Remember, on the average (though granted you are playing the odds from very good to very poor) warranty plans and extended service palns are such that they pay out, on the average, about half or less the premium in claims - the rest goes to overhead and their profit. Combine that with the fact that the way they make money is by people forgetting ot make claims under the warranty, by denying as many claims as possible, or "upselling" other services like the transmission flush (which unless it has been smoked or or generating metal shavings is pretty useless anyway). So - on the average, assuming you can afford major maintenance if needed, you only get back maybe half the amount you pay out in premiums over the years. Some people get their money back, and if you got a lemon car with a lot of defects extended (OEM) service plans can be a bargain - on our SUV our extended service plan (after original warranty ran out) paid off several times over during its duration, because the vehicle had a LOT of chronic factory defects tht they kept fixing over and over with the identical part - which obviously failed again !


First, I would suspect the "free tires for life" is only good for the life of the original owner - though if it was jointly registered in both their names that should take care of that issue.

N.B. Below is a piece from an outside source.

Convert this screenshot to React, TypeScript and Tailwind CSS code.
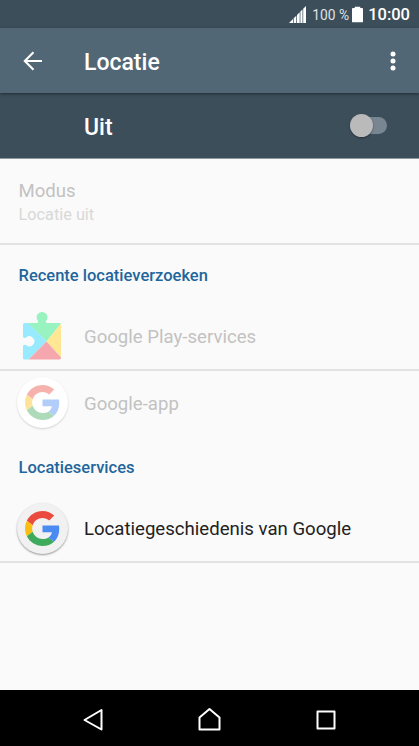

Part of the issue might be the "maintaining dealer maintenance" - which might require that the dealer (rather than owner or someone else) do all recommended maintenance - so is a transmission flush SPECIFICALLY, IN WRITING, part of the original regular maintenance interval for that mileage (or less). Not something they say is recommended, or something they come up with NOW that says it is required, but a requirement in the original car warranty or OEM maintenance schedule or contract. However, the courts have long ago held that a car company or dealer cannot require that required maintenance be done at the dealership for warranty and service protection plans to be valid - that is an antitrust violation. you just have to maintain records that you actually had the service done at about the required intervals. AGAIN - anything they say now is irrelevant - if it was not in the free tire contract, or in the original OEM service interval if that was referenced by that free tire contract, what they might say NOW is necessary is meaningless as it was not part of the original contract.


Anyway, this transmission flush requirement to get the free tires sounds to me like an out-and-out scam as transmission service would not affect the tires, other than that if the transmission fails the car don't go so the tires don't turn. I would contact the state consumer fraud division (or city if large city and it has one) and file a complaint - might be able to get the full amount of the "plan" back.


Personally, if it were me (though she probably does not want to spend that much time and involvement in it) I would call the police to the location (while I was there) and ask that the person(s) who said that flush was required first be arrested for what is basically a form of bait and switch fraud. That would get a police report on the record to initiate the consumer fraud charge and put pressure both on the dealer and on the district attorney to prosecute.


I would also, if this a brandname car dealer (though I would bet it is a fly-by-night used car dealer), I would contact the car manufacturer legal division about this - I can't imagine a brandname car company letting a dealer pulling this sort of scam stay a dealer with their brand name.